Nowadays virtually every road related task is automated, with expensive machinery to buy, run and service. Oil prices are going crazy and a wiggly, windy single track road with banks of endlessly varying width, height and steepness is a problem.
So car drivers, pedestrians, the road men and the needs of the plants themselves, are at loggerheads. I look forward to monitoring the progress of the evolving systems over the next few weeks.
At present some bits of the Tingwall road are beautiful, others a real mess. Some stretches can be walked along, others barely at all.
The cutting machine is designed for flat verges and makes a predictably shoddy job of undulating banks, missing some bits and grinding others to root level and below. The chopped vegetation has been dropped in randomly scattered chunks along the verges, chunks which will rot and kill all the soft flora underneath.
A system needs to be devised in which scenic routes are protected both for their safety, practicability and wildlife quality.
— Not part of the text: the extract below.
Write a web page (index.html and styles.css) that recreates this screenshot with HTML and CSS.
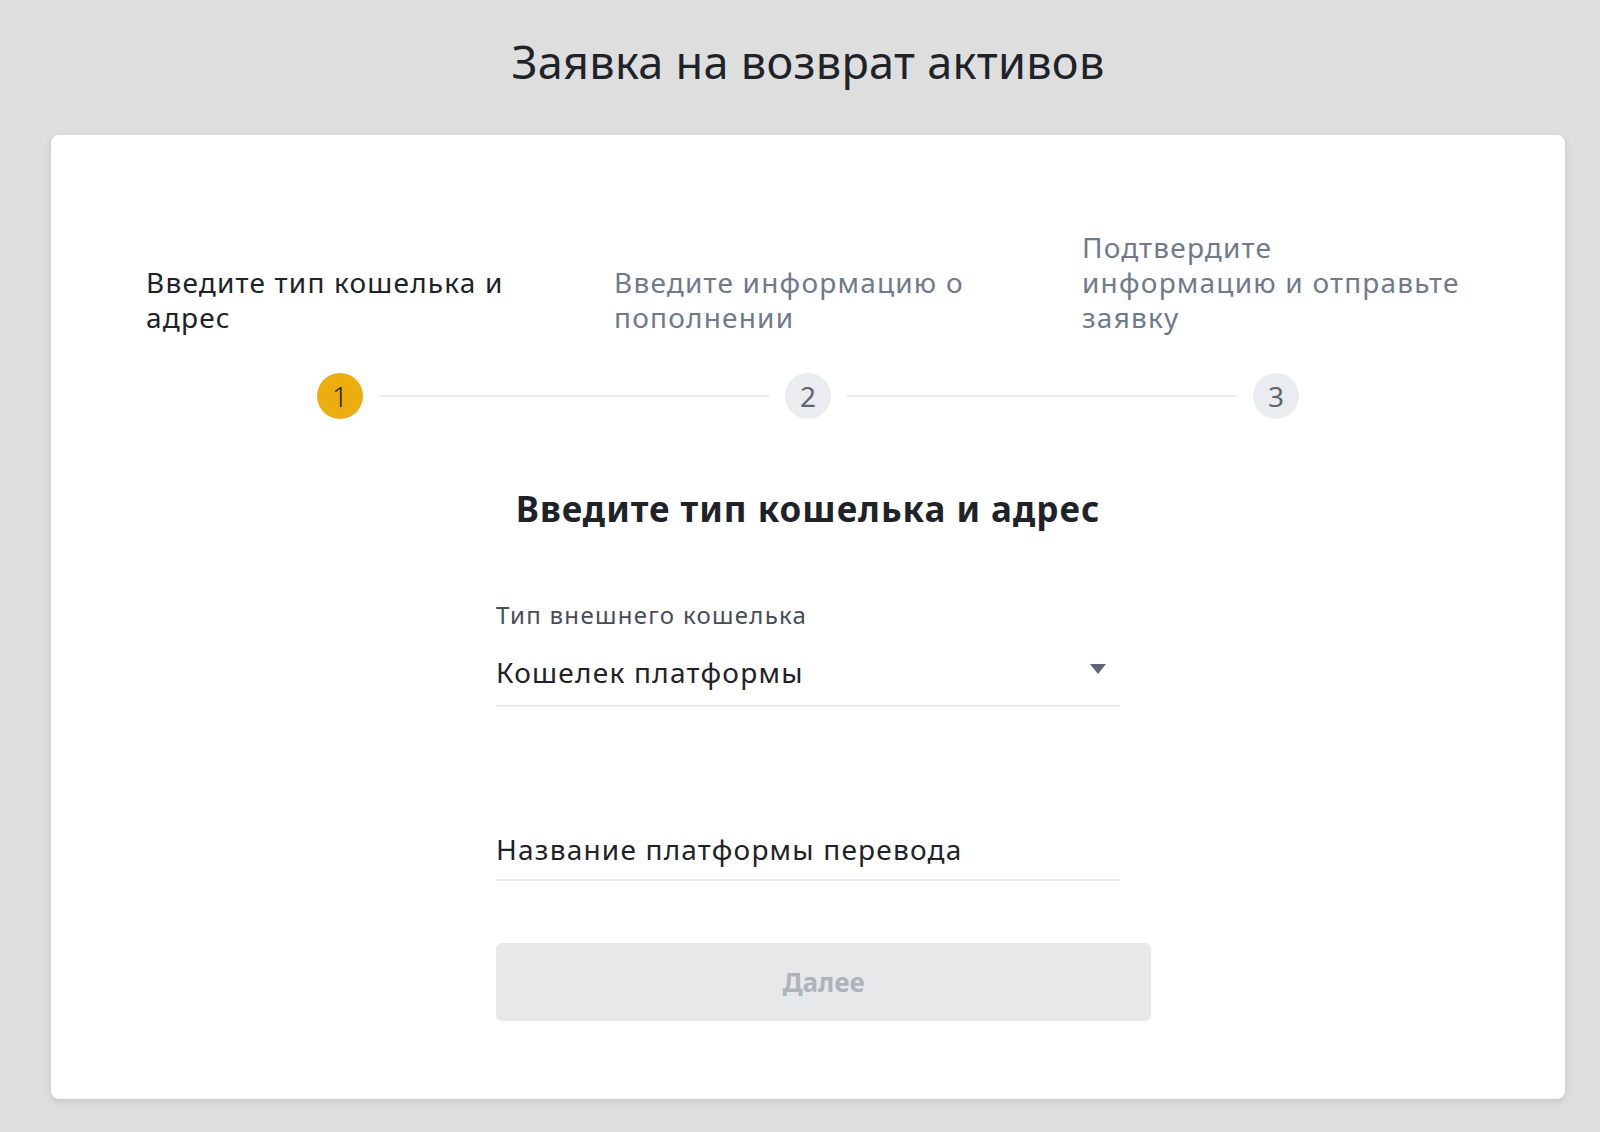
FILE: index.html
```html
<!DOCTYPE html>
<html lang="ru">
<head>
  <meta charset="UTF-8" />
  <meta name="viewport" content="width=device-width, initial-scale=1.0" />
  <title>Заявка на возврат активов</title>
  <link rel="stylesheet" href="styles.css">
</head>
<body>
  <div class="page">
    <h1 class="page-title">Заявка на возврат активов</h1>
    <div class="card">
      <div class="step-labels">
        <div class="step-label active">Введите тип кошелька и<br>адрес</div>
        <div class="step-label">Введите информацию о<br>пополнении</div>
        <div class="step-label">Подтвердите<br>информацию и отправьте<br>заявку</div>
      </div>
      <div class="step-track">
        <div class="step-dot active">1</div>
        <div class="step-line"></div>
        <div class="step-dot">2</div>
        <div class="step-line"></div>
        <div class="step-dot">3</div>
      </div>

      <h2 class="form-title">Введите тип кошелька и адрес</h2>

      <div class="form">
        <div class="field">
          <div class="field-label">Тип внешнего кошелька</div>
          <div class="select">
            <span>Кошелек платформы</span>
            <svg class="caret" width="16" height="10" viewBox="0 0 16 10"><path d="M0 0h16L8 10z" fill="#5e6673"/></svg>
          </div>
        </div>
        <div class="field field-text">
          <div class="placeholder">Название платформы перевода</div>
        </div>
        <button class="next-btn" disabled>Далее</button>
      </div>
    </div>
  </div>
</body>
</html>
```

FILE: styles.css
```css
body {
  margin: 0;
  background: #dedede;
  font-family: 'Noto Sans', 'Open Sans', sans-serif;
  color: #1e2329;
}
.page {
  padding: 0 35px 34px 51px;
}
.page-title {
  margin: 0;
  padding: 34px 0 45px;
  font-size: 45px;
  line-height: 56px;
  letter-spacing: 0.3px;
  font-weight: 400;
  text-align: center;
  color: #1e2329;
}
.card {
  background: white;
  border-radius: 8px;
  box-shadow: 0 2px 6px rgba(0,0,0,0.12);
  padding: 95px 0 78px;
}
.step-labels {
  display: grid;
  grid-template-columns: repeat(3, 388px);
  column-gap: 80px;
  justify-content: center;
  align-items: end;
  margin-bottom: 38px;
}
.step-label {
  font-size: 28px;
  line-height: 35px;
  letter-spacing: 1.2px;
  color: #707a8a;
}
.step-label.active {
  color: #1e2329;
}
.step-track {
  width: 982px;
  margin: 0 auto;
  display: flex;
  align-items: center;
}
.step-dot {
  width: 46px;
  height: 46px;
  border-radius: 50%;
  background: #eaecef;
  color: #5e6673;
  font-size: 28px;
  line-height: 46px;
  text-align: center;
}
.step-dot.active {
  background: #ecad0f;
  color: #1e2329;
  font-weight: 300;
}
.step-line {
  flex: 1;
  height: 2px;
  margin: 0 16px;
  background: #eaecef;
}
.form-title {
  margin: 68px 0 0;
  font-size: 35px;
  line-height: 44px;
  letter-spacing: 1px;
  font-weight: 700;
  text-align: center;
}
.form {
  width: 624px;
  margin: 68px auto 0;
}
.field-label {
  font-size: 24px;
  line-height: 32px;
  letter-spacing: 1.3px;
  color: #474d57;
  margin-bottom: 23px;
}
.select {
  display: flex;
  justify-content: space-between;
  align-items: center;
  font-size: 28px;
  line-height: 36px;
  letter-spacing: 1.25px;
  padding-bottom: 15px;
  border-bottom: 2px solid #eaecef;
}
.caret {
  margin-right: 14px;
  margin-top: -6px;
}
.field-text {
  margin-top: 124px;
  padding-bottom: 12px;
  border-bottom: 2px solid #eaecef;
}
.placeholder {
  font-size: 28px;
  line-height: 36px;
  letter-spacing: 1.2px;
  color: #1e2329;
}
.next-btn {
  display: block;
  width: 655px;
  height: 78px;
  margin-top: 62px;
  border: none;
  border-radius: 6px;
  background: #e6e8ea;
  color: #aeb4bc;
  font-family: inherit;
  font-size: 26px;
  font-weight: 700;
}
```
There’s still a long way to go.
Birdsfoot trefoil is really coming into its own now, with dazzling cushions lining many routes. These are a real favourite of the bumble bee, and on a really warm day, you can often find several different species feeding from the same plant.
There is no better way of learning the differences between species. The Shetland bumble bee merits special attention. The status of this very special bee, with its rich, ginger and gold stripes and back is uncertain.
Dedicated leaflets, inviting members of the public to send in records of sightings, were published several years ago by the Biological Records section at the Shetland Amenity Trust. Paul Harvey is keen to increase the database of records, better to understand the habits and numbers of this bee.
Try to get hold of a few copes of this attractive leaflet and give some to your friends. Even better, ask a crofter friend who has plenty of birdsfoot trefoil growing on his land, to let you have a root. Establish it in you garden border and you will be able to score more points in the wild garden check list. I have had lots of interesting and useful suggestions for the score system. If you have any tips or ideas, send them in.